Briscoe embraces the tough guy role.
“That’s what coach speaks about when I’m on the floor,” he said. “While I’m out there, I’m just trying to win. I’m diving on the floor, trying to get loose balls and rebound.”
Briscoe traced his toughness to growing up in Union, N.J.
“East Coast,” he said. “I’m the youngest in my family. So, growing up, I always had to prove myself with everything in the house.”
I don’t pay attention when I go get the rebound. I just know the ball’s in the air
NJIT Coach Jim Engles was familiar with Briscoe from watching him play on the AAU circuit. So he knew Briscoe’s ability to play would present an added challenge for his team.
“When I saw him warming up, I was a little disappointed, to be honest with you,” Engles said. “I know he’s a really good player. ... He did some nice things, made some shots, rebounded. So he’s a very big complement to the rest of the guys.”
Calipari and players credited Briscoe with sparking Kentucky in the victory over NJIT. Kentucky started slowly, trailing throughout the first 10 minutes. Briscoe came off the bench and seemed to bring new life to the UK team.
When asked how much credit Briscoe deserved for UK’s victory, Labissiere said, “Oh, a lot. Because of his energy. ... He’s a bulldog.”
Teammate Alex Poythress agreed.
“He sparked it a lot,” he said of Briscoe. “He’s tough. He’s going to get rebounds (and) defend. That’s what we need. We need a defender out there.”
Calipari suggested that Briscoe brings qualities to the team that can’t be easily found in a boxscore: toughness, grit, competitiveness.
“He has a winning attitude,” the UK coach said. “He’s going to do what it takes. He’s going to play to win. ...
“He and Jamal (Murray) are perfect partners on the court. Jamal can do stuff that he can’t do. He does stuff that Jamal can’t do.”
Calipari felt so good, he could joke about a topic that irritated him in Friday’s opener.
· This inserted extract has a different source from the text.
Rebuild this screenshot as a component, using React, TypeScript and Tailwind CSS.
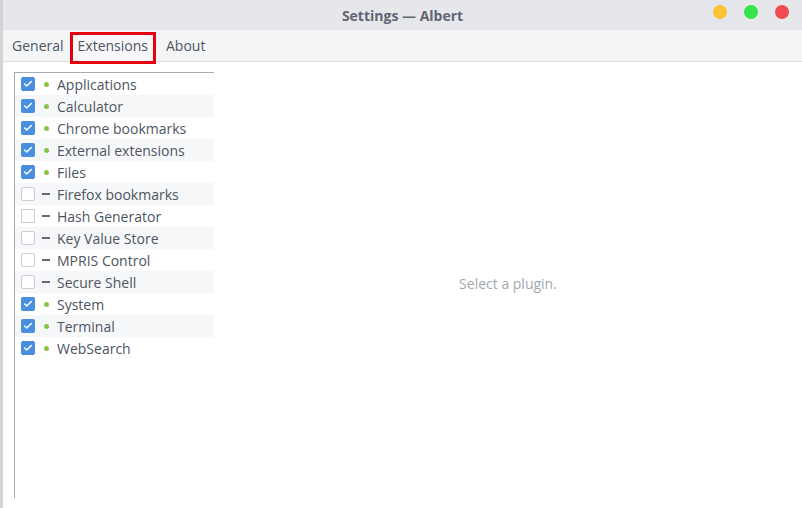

“And they do one thing pretty well: turn it over,” the UK coach said. “They had seven between them. They both turned it over.”
Willis: ‘I want to play’
After two games, Derek Willis has matched his point total from all of last season. His 11 points against NJIT raised his two-game total to 25. That’s how many points he scored last season. He needs 16 more to match his career total.
“Derek went in and went crazy,” Calipari said. “Derek was good again.”
Calipari lauded Willis’ restraint. More than once, Willis blocked a shot, then found himself in transition with the ball. Rather than try to be a playmaker, he got the ball to a guard and got it back in position to score, Calipari said.
“I’ll say this, he wants to play,” Calipari said. “He wants to play. He came up and told me, ‘I want to play, coach.’ He’s not here like wanting to sit. ... You know what? He’s earning the time himself. I’m not giving it to him.”